Ravell Call, Deseret News
Around the atrium at top, couples wait to get marriage licenses outside the Salt Lake County clerk's office, Monday, Dec. 23, 2013. At center, couples are married.
When it comes to the county clerk's office, we still don't like the idea that you get to opt out of performing your job as a government official regardless if there's somebody else who's willing to step in and do it —Marina Lowe, ACLU policy and legislative counsel

SALT LAKE CITY — Some advocacy groups say a bill that would let government workers opt out of performing gay marriages undermines compromise legislation that aims to balance nondiscrimination and religious freedom.

But others say it offers protections for people of faith that are not part of that legislation. Eagle Forum President Gayle Ruzicka called SB297 a giant step in the right direction.

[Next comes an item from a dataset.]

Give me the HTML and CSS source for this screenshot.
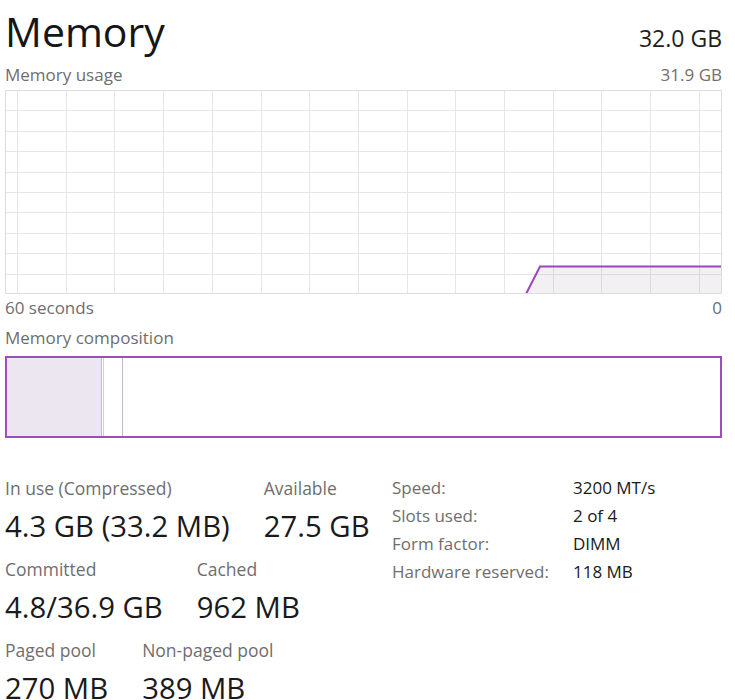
FILE: index.html
```html
<!DOCTYPE html>
<html lang="en">
<head>
    <meta charset="UTF-8">
    <title>Memory - Task Manager</title>
    <link rel="stylesheet" href="styles.css">
</head>
<body>
    <div class="memory-panel">
        <!-- Header -->
        <div class="panel-head">
            <h1>Memory</h1>
            <span class="total">32.0 GB</span>
        </div>

        <!-- Usage graph -->
        <div class="caption-row">
            <span>Memory usage</span>
            <span>31.9 GB</span>
        </div>
        <div class="graph">
            <svg width="717" height="204" viewBox="0 0 717 204" shape-rendering="crispEdges">
                <g stroke="#e6e6e6" stroke-width="1">
                    <line x1="12.5" y1="0" x2="12.5" y2="204"/>
                    <line x1="61.2" y1="0" x2="61.2" y2="204"/>
                    <line x1="109.9" y1="0" x2="109.9" y2="204"/>
                    <line x1="158.6" y1="0" x2="158.6" y2="204"/>
                    <line x1="207.3" y1="0" x2="207.3" y2="204"/>
                    <line x1="256" y1="0" x2="256" y2="204"/>
                    <line x1="304.7" y1="0" x2="304.7" y2="204"/>
                    <line x1="353.4" y1="0" x2="353.4" y2="204"/>
                    <line x1="402.1" y1="0" x2="402.1" y2="204"/>
                    <line x1="450.8" y1="0" x2="450.8" y2="204"/>
                    <line x1="499.5" y1="0" x2="499.5" y2="204"/>
                    <line x1="548.2" y1="0" x2="548.2" y2="204"/>
                    <line x1="596.9" y1="0" x2="596.9" y2="204"/>
                    <line x1="645.6" y1="0" x2="645.6" y2="204"/>
                    <line x1="694.3" y1="0" x2="694.3" y2="204"/>
                    <line x1="0" y1="20.9" x2="717" y2="20.9"/>
                    <line x1="0" y1="41.3" x2="717" y2="41.3"/>
                    <line x1="0" y1="61.7" x2="717" y2="61.7"/>
                    <line x1="0" y1="82.1" x2="717" y2="82.1"/>
                    <line x1="0" y1="102.5" x2="717" y2="102.5"/>
                    <line x1="0" y1="122.9" x2="717" y2="122.9"/>
                    <line x1="0" y1="143.3" x2="717" y2="143.3"/>
                    <line x1="0" y1="163.7" x2="717" y2="163.7"/>
                    <line x1="0" y1="184.1" x2="717" y2="184.1"/>
                </g>
                <polygon points="521,204 535,176.5 717,176.5 717,204" fill="rgba(110,90,120,0.09)" stroke="none"/>
                <polyline points="521,204 535,176.5 717,176.5" fill="none" stroke="#9b45c0" stroke-width="2" shape-rendering="auto"/>
                <rect x="0.5" y="0.5" width="716" height="203" fill="none" stroke="#dcdcdc"/>
            </svg>
        </div>
        <div class="caption-row axis">
            <span>60 seconds</span>
            <span>0</span>
        </div>

        <!-- Composition bar -->
        <div class="caption-row composition-title">
            <span>Memory composition</span>
        </div>
        <div class="composition">
            <div class="seg in-use"></div>
            <div class="seg modified"></div>
            <div class="seg standby"></div>
        </div>

        <!-- Stats -->
        <div class="stats">
            <div class="stats-left">
                <div class="stat-row">
                    <div class="stat">
                        <div class="stat-label">In use (Compressed)</div>
                        <div class="stat-value">4.3 GB (33.2 MB)</div>
                    </div>
                    <div class="stat">
                        <div class="stat-label">Available</div>
                        <div class="stat-value">27.5 GB</div>
                    </div>
                </div>
                <div class="stat-row">
                    <div class="stat">
                        <div class="stat-label">Committed</div>
                        <div class="stat-value">4.8/36.9 GB</div>
                    </div>
                    <div class="stat">
                        <div class="stat-label">Cached</div>
                        <div class="stat-value">962 MB</div>
                    </div>
                </div>
                <div class="stat-row">
                    <div class="stat">
                        <div class="stat-label">Paged pool</div>
                        <div class="stat-value">270 MB</div>
                    </div>
                    <div class="stat">
                        <div class="stat-label">Non-paged pool</div>
                        <div class="stat-value">389 MB</div>
                    </div>
                </div>
            </div>
            <div class="specs">
                <span class="spec-label">Speed:</span><span class="spec-value">3200 MT/s</span>
                <span class="spec-label">Slots used:</span><span class="spec-value">2 of 4</span>
                <span class="spec-label">Form factor:</span><span class="spec-value">DIMM</span>
                <span class="spec-label">Hardware reserved:</span><span class="spec-value">118 MB</span>
            </div>
        </div>
    </div>
</body>
</html>
```

FILE: styles.css
```css
/* General Styles */
body {
    margin: 0;
    padding: 0;
    background: #fff;
    font-family: "Open Sans", "Noto Sans", sans-serif;
    color: #1a1a1a;
    overflow: hidden;
}

.memory-panel {
    width: 717px;
    padding-left: 5px;
}

/* Header */
.panel-head {
    display: flex;
    justify-content: space-between;
    align-items: baseline;
    padding-top: 5px;
    height: 52px;
}

.panel-head h1 {
    margin: 0;
    font-size: 41px;
    font-weight: 400;
    line-height: 52px;
    color: #161616;
}

.total {
    font-size: 23px;
    color: #1e1e1e;
}

/* Captions */
.caption-row {
    display: flex;
    justify-content: space-between;
    margin-top: 8px;
    font-size: 17px;
    line-height: 20px;
    color: #6e6e6e;
}

.caption-row.axis {
    margin-top: 4px;
}

.caption-row.composition-title {
    margin-top: 10px;
}

/* Graph */
.graph {
    margin-top: 5px;
    height: 204px;
}

.graph svg {
    display: block;
}

/* Composition */
.composition {
    display: flex;
    margin-top: 8px;
    height: 78px;
    border: 2px solid #9b4dbb;
}

.seg {
    height: 100%;
}

.seg.in-use {
    width: 94px;
    background: #ece6f0;
    border-right: 1px solid #cbb5d6;
}

.seg.modified {
    width: 1px;
    border-right: 1px solid #d9c9e0;
}

.seg.standby {
    width: 18px;
    border-right: 1px solid #c9b3d4;
}

/* Stats */
.stats {
    display: flex;
    margin-top: 36px;
}

.stats-left {
    width: 387px;
    padding-top: 3px;
}

.stat-row {
    display: flex;
    gap: 34px;
    margin-bottom: 12px;
}

.stat-label {
    font-size: 17.5px;
    line-height: 22px;
    color: #6e6e6e;
}

.stat-value {
    margin-top: 7px;
    font-size: 29.3px;
    line-height: 40px;
    color: #1a1a1a;
}

.specs {
    display: grid;
    grid-template-columns: 181px auto;
    grid-auto-rows: 28px;
    align-self: flex-start;
    font-size: 17px;
    line-height: 28px;
}

.spec-label {
    color: #6e6e6e;
}

.spec-value {
    color: #1a1a1a;
}
```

Equality Utah, the American Civil Liberties of Utah and LGBT advocates oppose the bill introduced by Senate Majority Whip Stuart Adams, R-Layton, on Thursday. They favor Adams' other bill, SB296, that includes protections against discrimination based on sexual orientation and gender identity in housing and employment.

"We were surprised," said Troy Williams, Equality Utah executive director.

Williams was among those who celebrated the introduction of SB296, which has the backing of The Church of Jesus Christ of Latter-day Saints, LGBT rights advocates and community leaders. He said Equality Utah was not part of the talks on the other bill.

Salt Lake attorney Michelle Turpin said politically the two bills might not be contradictory, but "emotionally they are hugely contradictory … emotionally it's very hurtful."

On Friday, Adams presented another draft of the legislation to the Senate Judiciary Committee. Though many questions were raised, the committee unanimously moved it forward with the idea Adams would continue to work with interested parties to bring a bill to the Senate floor.

Adams said he's trying to eliminate the possibility of discrimination by giving elected county clerks direction on how to handle legal same-sex marriage in Utah. He said he's trying to find a balance between "faith and obligation."

SB297 would allow elected county clerks to opt out of solemnizing gay marriages for religious reasons as long as they find someone in or out of the office such as a local pastor who would do it. Religious objectors could not be fired for declining that duty.

Those who choose not to perform marriages for same-sex couples would then not have the ability to perform marriages at all.

Laura Bunker, president of United Families International, said she supports the bill because clerks wouldn't have to choose between making a living and keeping their religious convictions.

The Sutherland Institute also favors the legislation. Bill Duncan, director of Sutherland's Center for Family and Society, said it fills holes created by the court's decision legalizing same-sex marriage. He said it "ensures fairness even in the face of judicial efforts to redefine marriage."

Salt Lake County Clerk Sherrie Swenson said the marriage deputies in her office have never asked to opt out.

"We don't distinguish between traditional couples and same-sex couples," she said on KSL Newsradio's "Doug Wright Show." "We just treat every couple the same. It's worked very well. My employees have been very willing to do that."

Equality Utah fears that broad individual exemptions in SB297 might be granted to an unlimited number of people. Williams said it would not support legislation that might adversely impact the fundamental rights of LGBT Utahns.

Marina Lowe, ACLU policy and legislative counsel, finds some parts of the bill troubling.

"When it comes to the county clerk's office, we still don't like the idea that you get to opt out of performing your job as a government official regardless if there's somebody else who's willing to step in and do it," she said.

Government officials, she said, shouldn't get to pick and choose whom they serve.

Sen. Jim Dabakis, D-Salt Lake City, said the bill is still a rough draft.

"Let's just see how it evolves," he said. Dabakis, the state's only openly gay legislator, worked closely with Adams on the nondiscrimination bill.